» **ENTRIES SHOWN**
-*-*-

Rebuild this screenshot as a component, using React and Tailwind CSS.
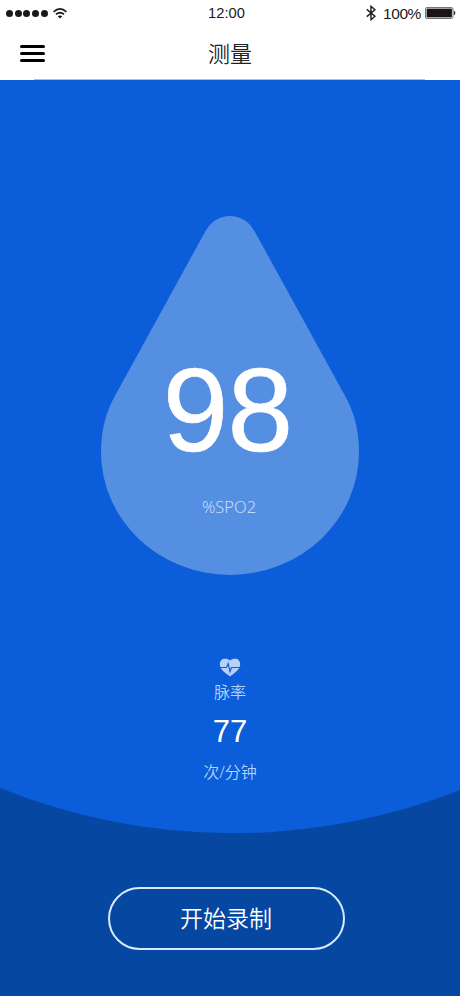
import React from "react";

const CJK = "font-['Noto_Sans','Noto_Sans_CJK_SC',sans-serif]";

function StatusBar() {
  return (
    <div className="grid h-[27px] grid-cols-3 items-center text-[#1a1a1a]">
      <div className="flex items-center pl-[6px]">
        <div className="flex gap-[1.7px]">
          {[0, 1, 2, 3, 4].map((i) => (
            <span key={i} className="size-[7px] rounded-full bg-[#1a1a1a]" />
          ))}
        </div>
        <svg className="-mt-px ml-[5px] h-[11px] w-[14px]" viewBox="0 0 14 11" fill="none" stroke="currentColor" strokeWidth="1.6">
          <path d="M.6 3.8Q7-1.9 13.4 3.8M2.9 6.3Q7 2.8 11.1 6.3" />
          <path d="M4.7 8.3Q7 6.5 9.3 8.3L7 10.6Z" fill="currentColor" stroke="none" />
        </svg>
      </div>
      <div className="pr-[7px] text-center text-[14.7px] leading-none">12:00</div>
      <div className="flex items-center justify-end pr-[4px]">
        <svg className="-mt-px h-[16px] w-[10px]" viewBox="0 0 10 16" fill="none" stroke="currentColor" strokeWidth="1.4">
          <path d="M.8 4.4L9 11.3L5 14.7V1.3L9 4.7L.8 11.6" />
        </svg>
        <span className="ml-[7px] text-[15.5px] leading-none tracking-[-0.4px]">100%</span>
        <svg className="-mt-px ml-[4px] h-[12px] w-[31px]" viewBox="0 0 31 12">
          <rect x=".5" y=".5" width="27.5" height="11" rx="1.5" fill="none" stroke="#777" />
          <rect x="1.6" y="1.6" width="25.3" height="8.8" fill="#1a1414" />
          <path d="M28.8 3.8Q30.4 4 30.4 6T28.8 8.2Z" fill="#333" />
        </svg>
      </div>
    </div>
  );
}

function Header() {
  return (
    <div className="grid h-[53px] grid-cols-[45px_1fr_45px] grid-rows-[52px_1px]">
      <button className="flex flex-col justify-center gap-[4.3px] pt-px pl-[20px]" aria-label="菜单">
        <span className="h-[2.5px] w-[25px] rounded-full bg-black" />
        <span className="h-[2.5px] w-[25px] rounded-full bg-black" />
        <span className="h-[2.5px] w-[25px] rounded-full bg-black" />
      </button>
      <h1 className={`${CJK} pt-[10px] text-center text-[22px] leading-[32px] font-[350] text-[#222]`}>测量</h1>
      <div />
      <div className="col-span-3 mr-[35px] ml-[34px] bg-[#b9bdc9]" />
    </div>
  );
}

function HeartPulse() {
  return (
    <svg className="h-[19px] w-[22px]" viewBox="0 0 22 19">
      <path d="M11 18.4C8.5 16.7 .8 12 .8 6.5C.8 2.8 3.1 .8 5.8 .8C8.1 .8 10 1.4 11 2.6C12 1.4 13.9 .8 16.2 .8C18.9 .8 21.2 2.8 21.2 6.5C21.2 12 13.5 16.7 11 18.4Z" fill="#b6d2fb" />
      <path d="M1 9.5H7.5L9.2 5.6L11 13.6L12.6 9.5H21" fill="none" stroke="#0b5dd9" strokeWidth="1.2" />
    </svg>
  );
}

export default function App() {
  return (
    <div className="flex h-[996px] w-[460px] flex-col overflow-hidden bg-white font-['Liberation_Sans',Arial,sans-serif]">
      <StatusBar />
      <Header />
      <main className="relative isolate flex flex-1 flex-col items-center bg-[#0647a1]">
        <svg className="absolute inset-0 -z-10 h-[916px] w-[460px]" viewBox="0 80 460 916">
          <path d="M0 80H460V790A620 620 0 0 1 0 788Z" fill="#0b5dd9" />
          <path d="M205 232C211 221 220 216 230 216C240 216 249 221 255 232L344 394C354 411 359 430 359 452A129 123 0 0 1 101 452C101 430 106 411 116 394Z" fill="#558fe2" />
        </svg>
        <section className="mt-[136px] flex h-[359px] w-[258px] flex-col items-center text-white">
          <div className="mt-[134px] -ml-[5px] text-[118px] leading-[120px] tracking-[-0.8px] [-webkit-text-stroke:0.7px_white]">98</div>
          <div className={`${CJK} mt-[25px] -ml-[2px] text-[16.5px] leading-[24px] font-[350] text-[#c5dcfa]`}>%SPO2</div>
        </section>
        <section className="mt-[83px] flex h-[127px] flex-col items-center text-[#b6d2fb]">
          <HeartPulse />
          <div className={`${CJK} mt-[3px] text-[16px] leading-[24px] font-[350]`}>脉率</div>
          <div className="mt-[10px] text-[31px] leading-[36px] text-white">77</div>
          <div className={`${CJK} mt-[10px] text-[16px] leading-[24px] font-[350]`}>次/分钟</div>
        </section>
        <button className={`${CJK} mt-[102px] mr-[8px] h-[63px] w-[237px] rounded-full border-2 border-[#d8eafc] text-[23px] font-[350] text-white`}>
          开始录制
        </button>
      </main>
    </div>
  );
}
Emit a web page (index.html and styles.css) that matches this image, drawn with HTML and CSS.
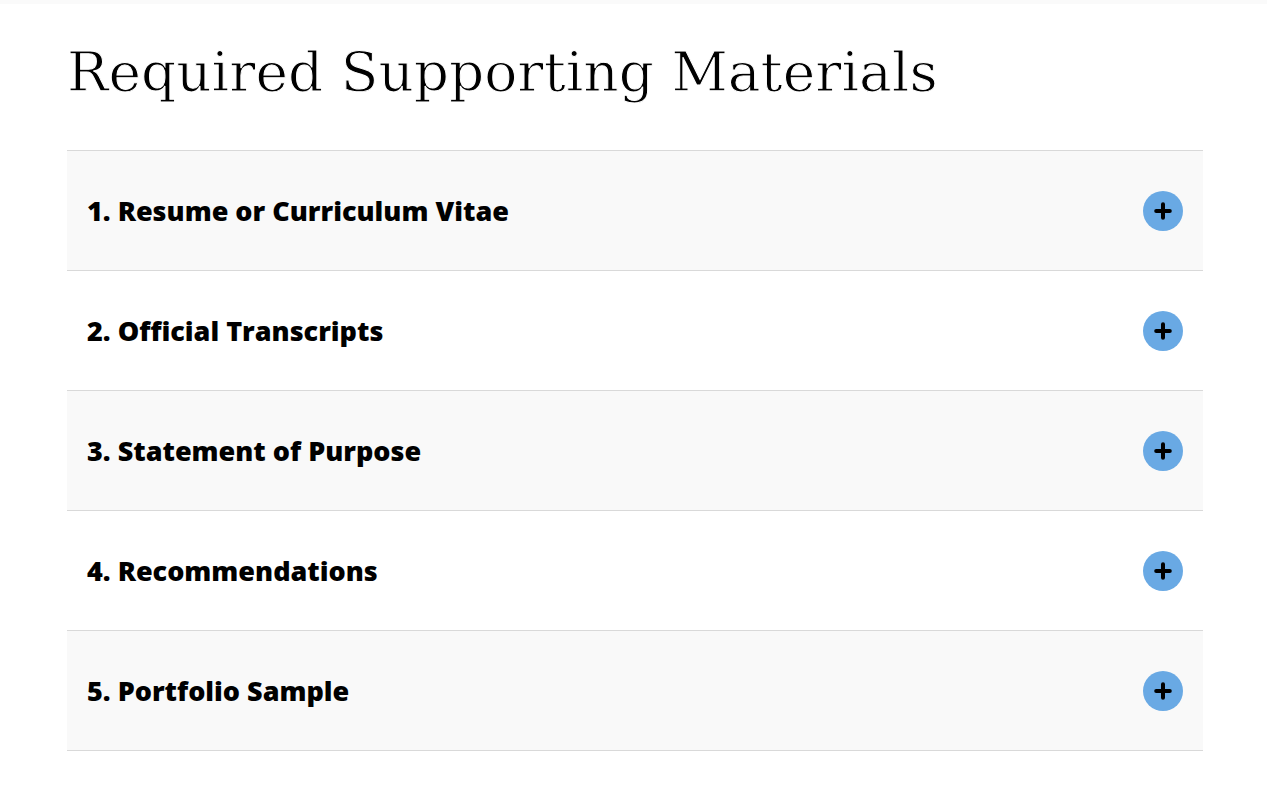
FILE: index.html
```html
<!DOCTYPE html>
<html lang="en">

<head>
    <meta charset="UTF-8">
    <meta name="viewport" content="width=device-width, initial-scale=1.0">
    <title>Required Supporting Materials</title>
    <link rel="stylesheet" href="styles.css">
</head>

<body>
    <main class="container">
        <h1>Required Supporting Materials</h1>
        <div class="accordion">
            <h2 class="item">
                <button class="toggle" type="button" aria-expanded="false">
                    <span>1. Resume or Curriculum Vitae</span>
                    <svg class="icon" viewBox="0 0 40 40" aria-hidden="true"><circle cx="20" cy="20" r="20"/><path d="M20 13.2v13.6M13.2 20h13.6"/></svg>
                </button>
            </h2>
            <h2 class="item">
                <button class="toggle" type="button" aria-expanded="false">
                    <span>2. Official Transcripts</span>
                    <svg class="icon" viewBox="0 0 40 40" aria-hidden="true"><circle cx="20" cy="20" r="20"/><path d="M20 13.2v13.6M13.2 20h13.6"/></svg>
                </button>
            </h2>
            <h2 class="item">
                <button class="toggle" type="button" aria-expanded="false">
                    <span>3. Statement of Purpose</span>
                    <svg class="icon" viewBox="0 0 40 40" aria-hidden="true"><circle cx="20" cy="20" r="20"/><path d="M20 13.2v13.6M13.2 20h13.6"/></svg>
                </button>
            </h2>
            <h2 class="item">
                <button class="toggle" type="button" aria-expanded="false">
                    <span>4. Recommendations</span>
                    <svg class="icon" viewBox="0 0 40 40" aria-hidden="true"><circle cx="20" cy="20" r="20"/><path d="M20 13.2v13.6M13.2 20h13.6"/></svg>
                </button>
            </h2>
            <h2 class="item">
                <button class="toggle" type="button" aria-expanded="false">
                    <span>5. Portfolio Sample</span>
                    <svg class="icon" viewBox="0 0 40 40" aria-hidden="true"><circle cx="20" cy="20" r="20"/><path d="M20 13.2v13.6M13.2 20h13.6"/></svg>
                </button>
            </h2>
        </div>
    </main>
</body>

</html>
```

FILE: styles.css
```css
* {
    box-sizing: border-box;
}

body {
    margin: 0;
    background: #fff;
    color: #000;
    font-family: "Open Sans", sans-serif;
    border-top: 4px solid #fafafa;
}

.container {
    padding: 28px 64px 48px 67px;
}

h1 {
    margin: 0 0 38px;
    font-family: "DejaVu Serif", serif;
    font-size: 55px;
    font-weight: 200;
    line-height: 80px;
    /* white outline thins the letters to a light weight */
    -webkit-text-stroke: 1px #fff;
}

.accordion {
    border-top: 1px solid #d9d9d9;
}

.item {
    margin: 0;
    border-bottom: 1px solid #d9d9d9;
}

.item:nth-child(odd) {
    background: #f9f9f9;
}

.toggle {
    display: flex;
    justify-content: space-between;
    align-items: center;
    width: 100%;
    min-height: 119px;
    padding: 0 20px;
    border: none;
    background: none;
    color: #000;
    font-family: "Open Sans", sans-serif;
    font-size: 27px;
    font-weight: 800;
    line-height: 38px;
    text-align: left;
    cursor: pointer;
}

.icon {
    flex: none;
    width: 40px;
    height: 40px;
}

.icon circle {
    fill: #69a9e4;
}

.icon path {
    fill: none;
    stroke: #000;
    stroke-width: 4;
    stroke-linecap: round;
}
```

-*-*-

» **YOUR OBJECTIVE**
Count each line of the data where the word "styles" appears, then reply with the total only.

» **RESULT OF THIS EXERCISE**
3